— Task goal —
In the lines below, output everything from the first line through the line containing "import React from" exactly as it is. Pictures are not part of the output.

— Information shown —
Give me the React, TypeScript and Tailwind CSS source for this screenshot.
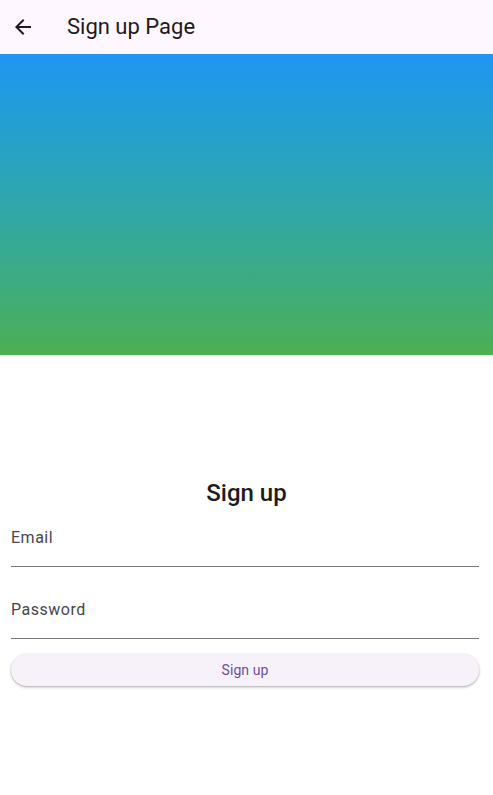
import React from "react";

export default function App() {
  return (
    <div className="w-[493px] h-[795px] bg-white flex flex-col" style={{ fontFamily: "Roboto, 'Noto Sans', sans-serif" }}>
      <div className="h-[54px] bg-[#fef7ff] flex items-center shrink-0">
        <div className="w-[46px] flex justify-center">
          <svg width="24" height="24" viewBox="0 0 24 24">
            <path d="M20 11H7.83l5.59-5.59L12 4l-8 8 8 8 1.41-1.41L7.83 13H20v-2z" fill="#1d1b20" />
          </svg>
        </div>
        <div className="ml-[21px] text-[22px] text-[#1d1b20] leading-[28px]">Sign up Page</div>
      </div>
      <div className="h-[301px] shrink-0 bg-gradient-to-b from-[#2196f3] to-[#4caf50]" />
      <div className="h-[122px] shrink-0" />
      <div className="px-[11px] pr-[14px] flex flex-col">
        <div className="text-center text-[24px] leading-[32px] font-medium text-[#1d1b20] pl-[3px]">Sign up</div>
        <div className="h-[58px] border-b border-[#79747e] flex items-start pt-[19px]">
          <span className="text-[16px] leading-[20px] tracking-[0.5px] text-[#49454f]">Email</span>
        </div>
        <div className="h-[72px] border-b border-[#79747e] flex items-start pt-[33px]">
          <span className="text-[16px] leading-[20px] tracking-[0.5px] text-[#49454f]">Password</span>
        </div>
        <div className="mt-[15px] h-[32px] rounded-full bg-[#f7f2fa] shadow-[0_1px_2px_rgba(0,0,0,0.25),0_1px_3px_1px_rgba(0,0,0,0.08)] flex items-center justify-center text-[14px] text-[#6750a4] tracking-[0.1px]">
          Sign up
        </div>
      </div>
    </div>
  );
}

— The result —
Give me the React, TypeScript and Tailwind CSS source for this screenshot.
import React from "react";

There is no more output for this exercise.